How after almost completing three menu overhauls at Next, is the concept working for you? Is it more trouble than it's worth? Is it fun?
It’s definitely a lot of work but we knew that going in. It’s a lot of fun. I think at the beginning most people thought that the criticism of was going to be that Alinea was going to suffer. “His Next restaurant and his ambitions are going to consume all his time." But actually what happened, I equate to gastronomic graduate school. I have had to do all this research on different cuisines, and I find that it all comes back to Alinea. It really works out because it makes the entire restaurant group more creative — not just at Next, but also at Alinea. So it’s really cool.
One could argue that in 2011 with Next and The Aviary you've reinvented the restaurant, the bar, and the reservation system. Any idea what you might try to reimagine next?
You know, there’s been this trend of pop-up restaurants, of course, but I think that as a concept, that could be something that could be explored a bit more and stabilized. That might be fun. Again, when we went to open Next, we had offer after offer to open a restaurant in Tokyo, New York City, and Dubai, but nothing was exciting about this. They just wanted to clone Alinea.

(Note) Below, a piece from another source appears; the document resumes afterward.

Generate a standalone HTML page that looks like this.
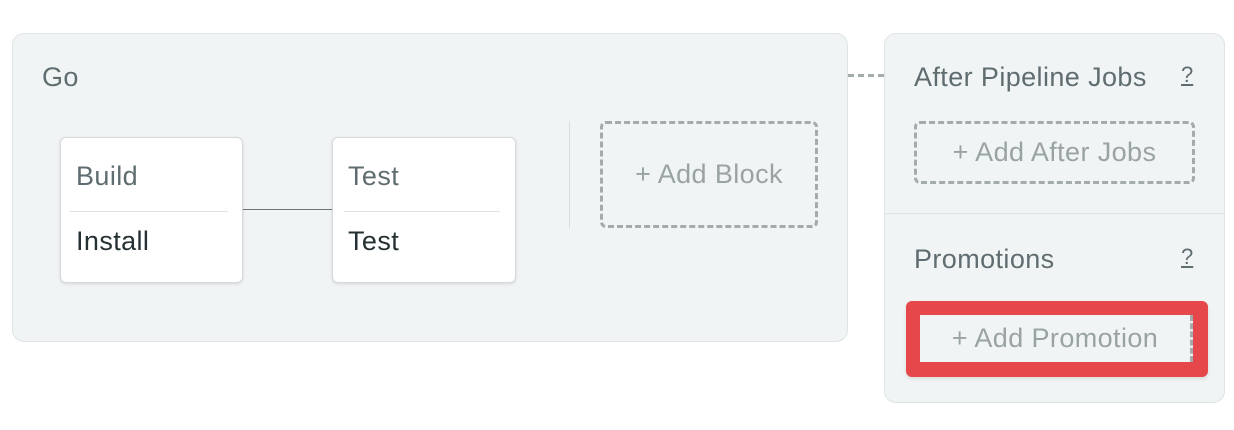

And once we stumbled upon the idea for Next we knew we had to open it. I think the same thing will happen again, when we can think of something to do that’s new and exciting. It has to be organic though. It has to happen on its own. It can’t be forced. It’s not like the core members of our group are sitting around a table saying, “OK, what are we going to do?” It’s not a focus group. But we will. We’ll do something else.
Why don’t you use the new reservation system you and your partner Nick Kokonas pioneered at Next at Alinea?
We will implement it at Alinea. We’re trying. But doing it at Alinea is a little different. Frankly, the level of customer service is an issue. Next is an amazing restaurant, but it was never built to be a Michelin-starred, three-star restaurant. What happens with that is we will flat out say we will not change anything, we will not accommodate dietary restrictions. At Alinea we will accommodate anything because in no way is that a bad thing, but you can’t do the same thing at Next. Can you take that mentality, can you take that away from Alinea and make it the same restaurant? That’s something we’re struggling with. We couldn’t just take the software from the Next reservation system and apply it at Alinea. It has to be tweaked.
Why do you think other restaurants haven't followed suit? Or do you think they will?
I think they will. There are other factors that prohibit restaurants from using this kind of system. One of those things is demand. For us, we’re in a very fortunate position to have the demand, where people just want to come. They don’t complain about going to a web site or there not being a phone. They just do whatever they can to get in. If that wasn’t the case I’m not sure we could do this. But from an operational point of view, it’s incredibly beneficial.
So I hope other restaurants will do it because it eliminates costs and you’re able to pass down a better value to your guest. That’s why we’re able to offer a five-star French meal for $65, because we’ve eliminated a lot of the typical nonsense that happens at many restaurants. At Alinea we pay five different reservationists a total of $180,000 a year to answer the phone and tell people that they cannot come to our restaurant. I mean, that’s just ridiculous. So if you’re able to eliminate that, you’re able to pass that value on to your clientele.
Speaking of Alinea, you've talked about possibly taking a new approach with the restaurant. Are there any new developments, or new directions you're considering?
Yeah, I think we’re well on our way in that regard. For instance, we met two days ago with a couple of cellists, and we’re trying to involve a score in the meal that’s based on presentation in the dining room where they would come out live and play, and synchronize their playing with plating a course. A lot of people have been saying that since elBulli has closed, molecular gastronomy is dead. I always hated that term, but I don’t think it’s dead.
These things happen on a 10- to 15-year cycle. It’s just going to be more residual. I think the technology and ingredients of molecular gastronomy will be available in the chef’s toolbox but dining is going to change again. And at Alinea, we’re going to make it a little more theatrical, but try to find that balance so it’s not silly or over the top, but try to explore more options about what’s off the plate – involving the environment, the music, the lighting – so that play with the ways that we perceive food.